In short, Iran’s main sin is that it occupies territory and possesses resources that Israel and the US have other plans for. It also refuses to fall apart when its leaders are assassinated or, with threats to return it to the Stone Age, it is carpet bombed.
All of the obvious rhetorical questions arise. Should we assume, as the Australian government seems to, that disobedience to the US government (by Iran, by Australia, by anyone) is worse than genocide and other war crimes? Is the term ‘rapidly evolving geopolitical climate’ code for the wants of the US government? Should we assume that academics in the US and Israel support the murderous actions of their governments and not ‘collaborate’ with them as well? Will I soon receive a staff message instructing me to desist from ‘collaboration’ with academics whose governments have engaged in genocide or broken international law? Are there any universities left standing in Iran to ‘collaborate’ with? Has this journal been inundated with articles like this one, written by outraged scholars from all over Australia who have received similar notices? If not, is that because the ‘staff message’ was only sent to a select few, that is, those who were deemed to be deserving targets by whatever system of electronic surveillance is being used – in my case triggered by my co-authored publication with an Iranian scholar?
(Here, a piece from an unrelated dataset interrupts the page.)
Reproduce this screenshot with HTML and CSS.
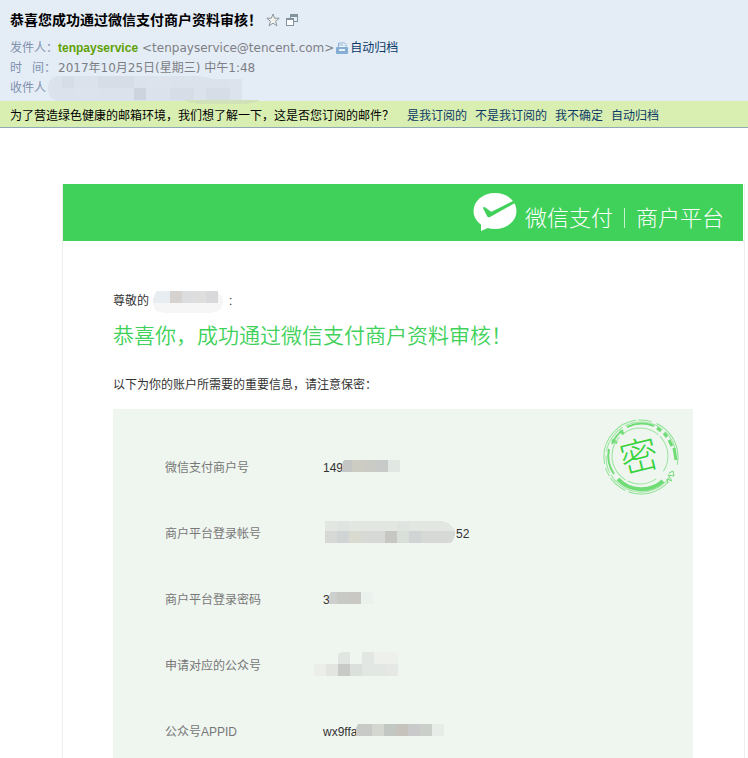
FILE: index.html
```html
<!DOCTYPE html>
<html lang="zh-CN">
<head>
    <meta charset="UTF-8">
    <meta name="viewport" content="width=device-width, initial-scale=1.0">
    <title>恭喜您成功通过微信支付商户资料审核！</title>
    <link rel="stylesheet" href="styles.css">
</head>
<body>
    <header class="mail-header">
        <div class="subject">
            <h1>恭喜您成功通过微信支付商户资料审核！</h1>
            <button class="icon-btn" type="button" aria-label="星标">
                <svg width="14" height="14" viewBox="0 0 14 14"><path d="M7 1l1.6 4.2 4.6.1-3.6 2.9 1.3 4.6L7 10.2l-3.9 2.6 1.3-4.6L.8 5.3l4.6-.1z" fill="#f1f1ee" stroke="#8b989e"/></svg>
            </button>
            <button class="icon-btn" type="button" aria-label="新窗口打开">
                <svg width="12" height="12" viewBox="0 0 12 12" shape-rendering="crispEdges"><path d="M4 0h8v8H8V7h3V3H5v1H4z" fill="#82939d"/><path d="M0 4h8v8H0z" fill="#82939d"/><path d="M1 6h6v5H1z" fill="#fff"/></svg>
            </button>
        </div>
        <div class="meta">
            <span class="meta-label">发件人：</span>
            <b class="sender">tenpayservice</b>
            <span class="address">&lt;tenpayservice@tencent.com&gt;</span>
            <a class="archive" href="#">
                <svg width="12" height="12" viewBox="0 0 12 12"><path d="M2.5 5V1h6l1.500 1.500V5" fill="#f4f8fc" stroke="#8fb3d6"/><path d="M4 2v2M6 2v2M8 3v1" stroke="#8fb3d6"/><rect y="5" width="12" height="7" rx="1" fill="#86add3"/><rect x="3" y="7" width="6" height="2" fill="#e6f0f9"/></svg>自动归档</a>
        </div>
        <div class="meta">
            <span class="meta-label">时&nbsp;&nbsp; 间：</span>
            <span class="date">2017年10月25日(星期三) 中午1:48</span>
        </div>
        <div class="meta">
            <span class="meta-label">收件人</span>
            <svg class="mask-receiver" width="212" height="28" viewBox="0 0 212 28" shape-rendering="crispEdges">
                <path d="M12 0h132q12 0 20 3h30v22H12Q0 24 0 12T12 0z" fill="#dbe2eb"/>
                <path d="M14 0h12v12H14zM50 0h36v12H50zM122 12h24v12h-24zM158 12h24v12h-24z" fill="#d7dde6"/>
                <path d="M26 12h24v12H26zM98 0h24v12H98zM182 3h12v21h-12z" fill="#dde3ec"/>
                <path d="M86 12h12v12H86z" fill="#ced4de"/>
                <path d="M136 24h76q-6 4-22 4h-34q-14 0-20-4z" fill="#d2e2b8"/>
            </svg>
        </div>
    </header>

    <div class="survey">
        <span class="question">为了营造绿色健康的邮箱环境，我们想了解一下，这是否您订阅的邮件？</span>
        <a href="#">是我订阅的</a>
        <a href="#">不是我订阅的</a>
        <a href="#">我不确定</a>
        <a href="#">自动归档</a>
    </div>

    <main class="letter">
        <div class="banner">
            <svg class="logo" width="44" height="39" viewBox="0 0 44 39">
                <ellipse cx="22" cy="18" rx="21.500" ry="18" fill="#fff"/>
                <path d="M8 29v9l9-4z" fill="#fff"/>
                <path d="M10 15q1-2 3 0l4 3q1 1 3 0L40 8l2 2-25 14q-2 1-3-1z" fill="#40d15a"/>
            </svg>
            <span class="brand">微信支付</span>
            <span class="divider"></span>
            <span class="brand">商户平台</span>
        </div>

        <div class="content">
            <p class="dear">尊敬的
                <svg width="72" height="22" viewBox="0 0 72 22" shape-rendering="crispEdges">
                    <path d="M12 0h42q16 0 16 11T54 22H14Q0 22 0 12T12 0z" fill="#f6f6f6"/>
                    <path d="M5 0h12v12H0q0-9 5-12z" fill="#e8edf1"/>
                    <path d="M17 0h12v12H17z" fill="#d5d2d0"/>
                    <path d="M29 0h12v12H29z" fill="#dcdddf"/>
                    <path d="M41 0h12v12H41z" fill="#dededd"/>
                    <path d="M53 0h12v12H53z" fill="#d9d9dc"/>
                </svg>:</p>
            <h2>恭喜你，成功通过微信支付商户资料审核！</h2>
            <p class="intro">以下为你的账户所需要的重要信息，请注意保密：</p>

            <div class="panel">
                <svg class="stamp" width="76" height="76" viewBox="0 0 76 76">
                    <g fill="none" stroke="#6fdc76">
                        <circle cx="38" cy="38" r="37" stroke="#8be391" stroke-dasharray="44 3 20 2 9 4 60 2 14 5 50 20" transform="rotate(42 38 38)"/>
                        <circle cx="38" cy="38" r="35" stroke="#9be5a0" stroke-dasharray="70 2 18 4 30 3 40 3 20 30" transform="rotate(35 38 38)"/>
                        <path d="M60 62A32 32 0 0 1 15 60" stroke-width="4"/>
                        <path d="M11 55A32 32 0 0 1 6 30M9 25A32 32 0 0 1 20 11M24 8A33 33 0 0 1 51 7" stroke-width="2"/>
                        <path d="M54 9l4 3M61 14l3 4M66 21l3 6M71 29l2 12M9 21l5 3M17 12l4 3" stroke-width="3"/>
                        <path d="M66 54l4-2 1 5-6-1 4 6-5-2 1 4" stroke-width="1"/>
                        <circle cx="37" cy="37" r="28" stroke="#9be5a0" stroke-dasharray="30 2 50 3 40 2 38 11" transform="rotate(55 37 37)"/>
                    </g>
                    <text class="stamp-text" x="36" y="51" text-anchor="middle" transform="rotate(-14 36 37)">密</text>
                </svg>
                <table>
                    <tr>
                        <th scope="row">微信支付商户号</th>
                        <td><span class="value">149<svg width="58" height="12" viewBox="0 0 58 12" shape-rendering="crispEdges"><path d="M2 0h8v12H0V4z" fill="#c3c6c5"/><path d="M10 0h12v12H10z" fill="#cdccc3"/><path d="M22 0h12v12H22z" fill="#cacbc5"/><path d="M34 0h12v12H34z" fill="#c8cac9"/><path d="M46 0h12v12H46z" fill="#e1e7e3"/></svg></span></td>
                    </tr>
                    <tr>
                        <th scope="row">商户平台登录帐号</th>
                        <td><span class="value"><svg width="134" height="22" viewBox="0 0 134 22" shape-rendering="crispEdges"><path d="M3 0h117q10 2 13 10H3z" fill="#e3e7e2"/><path d="M15 0h12v10H15zM75 1h12v9H75z" fill="#dfe4e1"/><path d="M3 10h130q0 8-4 12H3z" fill="#d6d9d5"/><path d="M15 10h12v12H15zM87 10h12v12H87z" fill="#d1d4d4"/><path d="M27 10h12v12H27z" fill="#dadbd0"/><path d="M63 10h12v12H63z" fill="#c6c7c2"/><path d="M75 10h12v12H75z" fill="#d9dfd9"/></svg>52</span></td>
                    </tr>
                    <tr>
                        <th scope="row">商户平台登录密码</th>
                        <td><span class="value">3<svg width="44" height="12" viewBox="0 0 44 12" shape-rendering="crispEdges"><path d="M2 0h6v12H0V4z" fill="#cdcfcc"/><path d="M8 0h12v12H8z" fill="#c8cac5"/><path d="M20 0h12v12H20z" fill="#c9c8c3"/><path d="M32 0h12v12H32z" fill="#ebf2ee"/></svg></span></td>
                    </tr>
                    <tr>
                        <th scope="row">申请对应的公众号</th>
                        <td><span class="value wide"><svg width="84" height="24" viewBox="0 0 84 24" shape-rendering="crispEdges"><path d="M24 2l4-2h8v12H24z" fill="#e1e5e1"/><path d="M48 0h12v12H48z" fill="#e2e7e4"/><path d="M60 0h20l4 3v9H60z" fill="#edf0eb"/><path d="M0 12h12v12H0z" fill="#eceeea"/><path d="M12 12h12v12H12z" fill="#e3e5e1"/><path d="M24 12h12v12H24z" fill="#c8cac7"/><path d="M36 12h12v12H36z" fill="#dce0dc"/><path d="M48 12h24v12H48z" fill="#e2e7e4"/><path d="M72 12h12v10l-2 2H72z" fill="#e6e8e6"/></svg></span></td>
                    </tr>
                    <tr>
                        <th scope="row">公众号APPID</th>
                        <td><span class="value">wx9ffa<svg width="88" height="12" viewBox="0 0 88 12" shape-rendering="crispEdges"><path d="M2 0h14v12H0V4z" fill="#c7cac6"/><path d="M16 0h12v12H16z" fill="#d4d6d0"/><path d="M28 0h12v12H28z" fill="#c2c7c4"/><path d="M40 0h12v12H40z" fill="#c5c3bc"/><path d="M52 0h12v12H52z" fill="#c9c8ca"/><path d="M64 0h12v12H64z" fill="#cbcfca"/><path d="M76 0h12v12H76z" fill="#e7ece9"/></svg></span></td>
                    </tr>
                </table>
            </div>
        </div>
    </main>
</body>
</html>
```
FILE: styles.css
```css
body {
    margin: 0;
    background: #fff;
    color: #333;
    font-family: "Liberation Sans", "Noto Sans CJK SC", sans-serif;
    font-size: 12px;
    line-height: 20px;
}

h1, h2, p {
    margin: 0;
}

a {
    color: #0b3a66;
    text-decoration: none;
}

a:hover {
    text-decoration: underline;
}

svg {
    flex: none;
}

/* mail header */
.mail-header {
    background: #e4ecf6;
    padding: 10px 10px 4px;
}

.subject {
    display: flex;
    align-items: center;
    gap: 6px;
    margin-bottom: 8px;
}

.subject h1 {
    color: #000;
    font-size: 14px;
    line-height: 20px;
}

.icon-btn {
    display: flex;
    padding: 0;
    border: none;
    background: none;
    cursor: pointer;
}

.icon-btn:first-of-type {
    margin-left: -2px;
}

.meta {
    display: flex;
    align-items: center;
    position: relative;
    height: 20px;
    color: #798699;
    white-space: nowrap;
}

.meta:last-child {
    height: 19px;
}

.meta-label {
    width: 48px;
    flex: none;
    color: #8091ae;
}

.sender {
    color: #5fa207;
    margin-right: 4px;
}

.address, .date {
    color: #7d7f84;
    font-family: "DejaVu Sans", "Noto Sans CJK SC", sans-serif;
}

.archive {
    display: flex;
    align-items: center;
    gap: 2px;
    margin-left: 2px;
}

.mask-receiver {
    position: absolute;
    left: 38px;
    top: -2px;
}

/* subscription question bar */
.survey {
    display: flex;
    flex-wrap: wrap;
    gap: 0 8px;
    padding: 5px 10px 1px;
    background: #d9efb2;
    border-bottom: 1px solid #8fa9b5;
}

.question {
    color: #000;
    margin-right: 5px;
}

/* letter */
.letter {
    margin: 56px 3px 0 62px;
    border: 1px solid #eee;
    border-top: none;
    padding-right: 1px;
}

.banner {
    display: flex;
    align-items: center;
    justify-content: flex-end;
    height: 57px;
    padding-right: 19px;
    background: #40d15a;
}

.brand {
    color: #fff;
    font-family: "Noto Sans CJK SC", sans-serif;
    font-size: 22px;
    font-weight: 300;
    line-height: 32px;
    padding-top: 6px;
}

.logo {
    margin-right: 8px;
}

.divider {
    width: 1px;
    height: 20px;
    margin: 10px 11px 0;
    background: #c5f2cd;
}

.content {
    padding: 48px 50px 0;
}

.dear {
    display: flex;
    align-items: center;
    gap: 4px;
    height: 24px;
}

.dear svg {
    margin-top: 2px;
}

h2 {
    margin: 7px 0 23px;
    color: #40d15a;
    font-size: 21px;
    font-weight: 350;
    line-height: 32px;
}

.intro {
    margin-bottom: 14px;
}

.panel {
    position: relative;
    padding: 26px 52px 0;
    background: #eff5ef;
}

.stamp {
    position: absolute;
    top: 10px;
    right: 14px;
}

.stamp-text {
    font-family: "Noto Sans CJK SC", sans-serif;
    font-size: 38px;
    font-weight: 300;
    fill: #35d23c;
}

table {
    border-collapse: collapse;
}

th, td {
    height: 66px;
    padding: 0;
    text-align: left;
}

th {
    width: 158px;
    color: #777;
    font-weight: normal;
}

.value {
    display: flex;
    align-items: center;
}

/* the masks cover the tail of the text and sit slightly above its middle */
.value svg {
    margin-left: -1px;
    margin-bottom: 4px;
}

.wide {
    margin-left: -8px;
}
```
Also, I cannot help but wonder what quirk of Australia’s relations with the US explains why Cuba is not on the list. Or was it just a typo in the edict issued by the US government’s Department of War?
And what of China, is its turn to come?
What does all of this tell us about the trajectory of Australia’s ‘fair go’ society and the remnants of its allegedly ‘stronger democracy’?
When considering similar trends in the US, is Chris Hedges (2025) being too alarmist or melodramatic when he says:
“The goal of any concentration camp system is to destroy all individual traits, to mold people into fearful, docile, obedient masses…
First they come for the immigrants. Then they come for the activists on foreign student visas on college campuses. Then they come for green card holders. Next are the U.S. citizens who fight Israeli genocide or the creeping fascism. Then they come for you.”